● Prompt: Reproduce each line that includes the word "styles".

● Available data:
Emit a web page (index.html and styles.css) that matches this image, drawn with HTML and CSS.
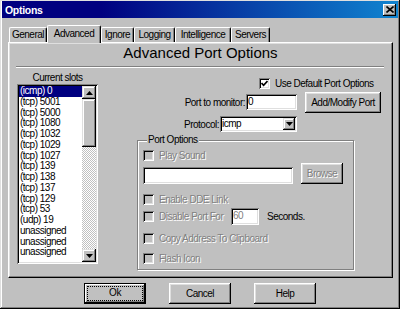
FILE: index.html
```html
<!DOCTYPE html>
<html lang="en">
<head>
    <meta charset="UTF-8">
    <title>Options</title>
    <link rel="stylesheet" href="styles.css">
</head>
<body>
<div class="window">
    <div class="titlebar">
        <span class="title">Options</span>
        <span class="close-btn">
            <svg width="8" height="7" viewBox="0 0 8 7"><path d="M0.5 0.5 L7.5 6.5 M7.5 0.5 L0.5 6.5" stroke="#000" stroke-width="1.6" fill="none"/></svg>
        </span>
    </div>

    <div class="tabs">
        <div class="tab tab-general">General</div>
        <div class="tab tab-advanced active">Advanced</div>
        <div class="tab tab-ignore">Ignore</div>
        <div class="tab tab-logging">Logging</div>
        <div class="tab tab-intel">Intelligence</div>
        <div class="tab tab-servers">Servers</div>
    </div>

    <div class="panel">
        <h1 class="heading">Advanced Port Options</h1>
        <div class="divider"></div>

        <div class="panel-body">
            <!-- slot list -->
            <div class="slots">
                <div class="slots-label">Current slots</div>
                <div class="listbox">
                    <ul class="list-items">
                        <li class="selected">(icmp) 0</li>
                        <li>(tcp) 5001</li>
                        <li>(tcp) 5000</li>
                        <li>(tcp) 1080</li>
                        <li>(tcp) 1032</li>
                        <li>(tcp) 1029</li>
                        <li>(tcp) 1027</li>
                        <li>(tcp) 139</li>
                        <li>(tcp) 138</li>
                        <li>(tcp) 137</li>
                        <li>(tcp) 129</li>
                        <li>(tcp) 53</li>
                        <li>(udp) 19</li>
                        <li>unassigned</li>
                        <li>unassigned</li>
                        <li>unassigned</li>
                    </ul>
                    <div class="scrollbar">
                        <div class="scroll-btn">
                            <svg width="7" height="4" viewBox="0 0 7 4"><path d="M3.5 0 L7 4 L0 4 Z" fill="#000"/></svg>
                        </div>
                        <div class="scroll-thumb"></div>
                        <div class="scroll-track"></div>
                        <div class="scroll-btn">
                            <svg width="7" height="4" viewBox="0 0 7 4"><path d="M0 0 L7 0 L3.5 4 Z" fill="#000"/></svg>
                        </div>
                    </div>
                </div>
            </div>

            <!-- port settings -->
            <div class="port-settings">
                <div class="check-row default-row">
                    <span class="check">
                        <svg width="7" height="7" viewBox="0 0 7 7"><path d="M0.5 3 L2.6 5.3 L6.5 1" stroke="#000" stroke-width="1.7" fill="none"/></svg>
                    </span>
                    <span>Use Default Port Options</span>
                </div>

                <div class="field-grid">
                    <div class="field">
                        <span>Port to monitor:</span>
                        <span class="textbox port-input">0</span>
                    </div>
                    <button class="btn btn-add">Add/Modify Port</button>
                    <div class="field">
                        <span>Protocol:</span>
                        <span class="textbox combo">
                            <span>icmp</span>
                            <span class="combo-btn">
                                <svg width="7" height="4" viewBox="0 0 7 4"><path d="M0 0 L7 0 L3.5 4 Z" fill="#000"/></svg>
                            </span>
                        </span>
                    </div>
                </div>

                <fieldset class="group">
                    <legend>Port Options</legend>
                    <div class="check-row">
                        <span class="check disabled"></span>
                        <span class="off">Play Sound</span>
                    </div>
                    <div class="sound-row">
                        <span class="textbox sound-input"></span>
                        <button class="btn btn-browse off" disabled>Browse</button>
                    </div>
                    <div class="check-row dde-row">
                        <span class="check disabled"></span>
                        <span class="off">Enable DDE Link</span>
                    </div>
                    <div class="check-row disable-row">
                        <span class="check disabled"></span>
                        <span class="off disable-label">Disable Port For</span>
                        <span class="textbox secs-input">60</span>
                        <span class="secs-label">Seconds.</span>
                    </div>
                    <div class="check-row copy-row">
                        <span class="check disabled"></span>
                        <span class="off">Copy Address To Clipboard</span>
                    </div>
                    <div class="check-row flash-row">
                        <span class="check disabled"></span>
                        <span class="off">Flash Icon</span>
                    </div>
                </fieldset>
            </div>
        </div>
    </div>

    <div class="buttons">
        <button class="btn btn-dialog btn-default"><span class="focus">Ok</span></button>
        <button class="btn btn-dialog">Cancel</button>
        <button class="btn btn-dialog">Help</button>
    </div>
</div>
</body>
</html>
```

FILE: styles.css
```css
* {
    box-sizing: border-box;
}
body {
    margin: 0;
    font-family: "Liberation Sans", Arial, sans-serif;
    font-size: 10px;
    letter-spacing: -0.5px;
    color: #000;
    background: #c0c0c0;
}
.window {
    width: 400px;
    height: 309px;
    padding: 1px 2px 0 2px;
    background: #c0c0c0;
    box-shadow: inset -1px -1px #000, inset 1px 1px #dfdfdf, inset -2px -2px #808080, inset 2px 2px #fff;
}

/* title bar */
.titlebar {
    height: 17px;
    display: flex;
    align-items: center;
    justify-content: space-between;
    padding: 0 2px 0 3px;
    background: linear-gradient(to right, #000080 25%, #1084d0);
    color: #fff;
}
.title {
    font-weight: bold;
    font-size: 10.5px;
    letter-spacing: -0.3px;
}
.close-btn {
    width: 13px;
    height: 12px;
    display: flex;
    align-items: center;
    justify-content: center;
    background: #c0c0c0;
    box-shadow: inset -1px -1px #000, inset 1px 1px #fff, inset -2px -2px #808080;
}

/* tabs */
.tabs {
    position: relative;
    z-index: 1;
    display: flex;
    align-items: flex-end;
    height: 17px;
    margin: 7px 0 0 7px;
}
.tab {
    height: 15px;
    line-height: 13px;
    text-align: center;
    background: #c0c0c0;
    border-top: 1px solid #fff;
    border-left: 1px solid #fff;
    border-right: 1px solid #000;
    border-radius: 2px 2px 0 0;
    box-shadow: inset -1px 0 #808080;
}
.tab.active {
    height: 18px;
    line-height: 15px;
    margin-bottom: -1px;
}
.tab-general { width: 38px; }
.tab-advanced { width: 54px; }
.tab-ignore { width: 33px; }
.tab-logging { width: 41px; }
.tab-intel { width: 56px; }
.tab-servers { width: 39px; }

/* tab page */
.panel {
    height: 236px;
    margin: 0 5px 0 6px;
    padding: 0 8px;
    border: 1px solid;
    border-color: #fff #000 #000 #fff;
    box-shadow: inset -1px -1px #808080, inset 1px 1px #dfdfdf;
}
.heading {
    margin: 1px 0 0;
    font-size: 15px;
    font-weight: normal;
    letter-spacing: 0;
    line-height: 18px;
    text-align: center;
}
.divider {
    height: 2px;
    margin: 4px 0 0 -1px;
    border-top: 1px solid #808080;
    border-bottom: 1px solid #fff;
}
.panel-body {
    display: grid;
    grid-template-columns: 81px 1fr;
    column-gap: 39px;
    padding-top: 4px;
}

/* list */
.slots-label {
    height: 12px;
    line-height: 12px;
    text-align: center;
}
.listbox {
    display: flex;
    width: 81px;
    height: 180px;
    padding: 2px;
    background: #fff;
    box-shadow: inset 1px 1px #808080, inset -1px -1px #fff, inset 2px 2px #000, inset -2px -2px #dfdfdf;
}
.list-items {
    flex: 1;
    margin: 0;
    padding: 0;
    list-style: none;
    overflow: hidden;
}
.list-items li {
    line-height: 10.75px;
    padding-left: 1px;
    white-space: nowrap;
}
.list-items li.selected {
    background: #000080;
    color: #fff;
}
.scrollbar {
    width: 14px;
    display: flex;
    flex-direction: column;
}
.scroll-btn {
    height: 13px;
    display: flex;
    align-items: center;
    justify-content: center;
    background: #c0c0c0;
    box-shadow: inset -1px -1px #000, inset 1px 1px #dfdfdf, inset -2px -2px #808080, inset 2px 2px #fff;
}
.scroll-thumb {
    height: 48px;
    background: #c0c0c0;
    box-shadow: inset -1px -1px #000, inset 1px 1px #dfdfdf, inset -2px -2px #808080, inset 2px 2px #fff;
}
.scroll-track {
    flex: 1;
    background-color: #fff;
    background-image: conic-gradient(#c0c0c0 25%, #fff 0 50%, #c0c0c0 0 75%, #fff 0);
    background-size: 2px 2px;
}

/* right side */
.check-row {
    display: flex;
    align-items: center;
    gap: 5px;
    height: 12px;
    white-space: nowrap;
}
.check {
    flex: none;
    width: 11px;
    height: 11px;
    display: flex;
    align-items: center;
    justify-content: center;
    background: #fff;
    box-shadow: inset 1px 1px #808080, inset -1px -1px #fff, inset 2px 2px #000, inset -2px -2px #dfdfdf;
}
.check.disabled {
    background: #c0c0c0;
}
.off {
    color: #808080;
    text-shadow: 1px 1px 0 #fff;
}
.default-row {
    margin-top: 5px;
    padding-left: 122px;
}
.field-grid {
    display: grid;
    grid-template-columns: 160px 76px;
    grid-template-rows: 20px 16px;
    column-gap: 8px;
    row-gap: 4px;
    margin-top: 3px;
}
.field {
    display: flex;
    align-items: center;
    justify-content: flex-end;
    gap: 1px;
    white-space: nowrap;
}
.textbox {
    display: block;
    height: 16px;
    padding: 2px 2px 0;
    line-height: 12px;
    background: #fff;
    box-shadow: inset 1px 1px #808080, inset -1px -1px #fff, inset 2px 2px #000, inset -2px -2px #dfdfdf;
}
.port-input {
    width: 51px;
}
.combo {
    width: 77px;
    display: flex;
    justify-content: space-between;
    padding-right: 2px;
}
.combo-btn {
    width: 12px;
    height: 12px;
    display: flex;
    align-items: center;
    justify-content: center;
    background: #c0c0c0;
    box-shadow: inset -1px -1px #000, inset 1px 1px #dfdfdf, inset -2px -2px #808080, inset 2px 2px #fff;
}

/* buttons */
.btn {
    height: 21px;
    padding: 0;
    border: none;
    font: inherit;
    letter-spacing: inherit;
    color: #000;
    background: #c0c0c0;
    box-shadow: inset -1px -1px #000, inset 1px 1px #fff, inset -2px -2px #808080, inset 2px 2px #dfdfdf;
}
.btn-add {
    width: 76px;
}
.btn.off {
    color: #808080;
}

/* group box */
.group {
    width: 217px;
    margin: 2px 0 0;
    padding: 3px 5px 5px;
    border: 1px solid #808080;
    box-shadow: inset 1px 1px #fff, 1px 1px #fff;
}
.group legend {
    margin-left: 4px;
    padding: 0 1px;
    line-height: 12px;
    background: #c0c0c0;
}
.sound-row {
    display: flex;
    align-items: flex-end;
    gap: 8px;
    height: 21px;
    margin-top: 2px;
}
.sound-input {
    width: 150px;
    height: 17px;
}
.btn-browse {
    width: 42px;
}
.dde-row {
    margin-top: 9px;
}
.disable-row {
    height: 17px;
    margin-top: 3px;
    gap: 0;
}
.disable-row .disable-label {
    width: 72px;
    margin-left: 5px;
}
.secs-input {
    width: 28px;
    height: 17px;
    color: #808080;
}
.secs-label {
    margin-left: 8px;
}
.copy-row {
    margin-top: 7px;
}
.flash-row {
    margin-top: 8px;
}

/* dialog buttons */
.buttons {
    display: flex;
    justify-content: center;
    gap: 23px;
    margin-top: 5px;
}
.btn-dialog {
    width: 62px;
}
.btn-default {
    padding: 4px;
    box-shadow: inset 0 0 0 1px #000, inset -2px -2px #000, inset 2px 2px #fff, inset -3px -3px #808080;
}
.focus {
    display: block;
    height: 100%;
    line-height: 11px;
    outline: 1px dotted #000;
}
```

● Exercise answer:
Emit a web page (index.html and styles.css) that matches this image, drawn with HTML and CSS.
    <link rel="stylesheet" href="styles.css">
FILE: styles.css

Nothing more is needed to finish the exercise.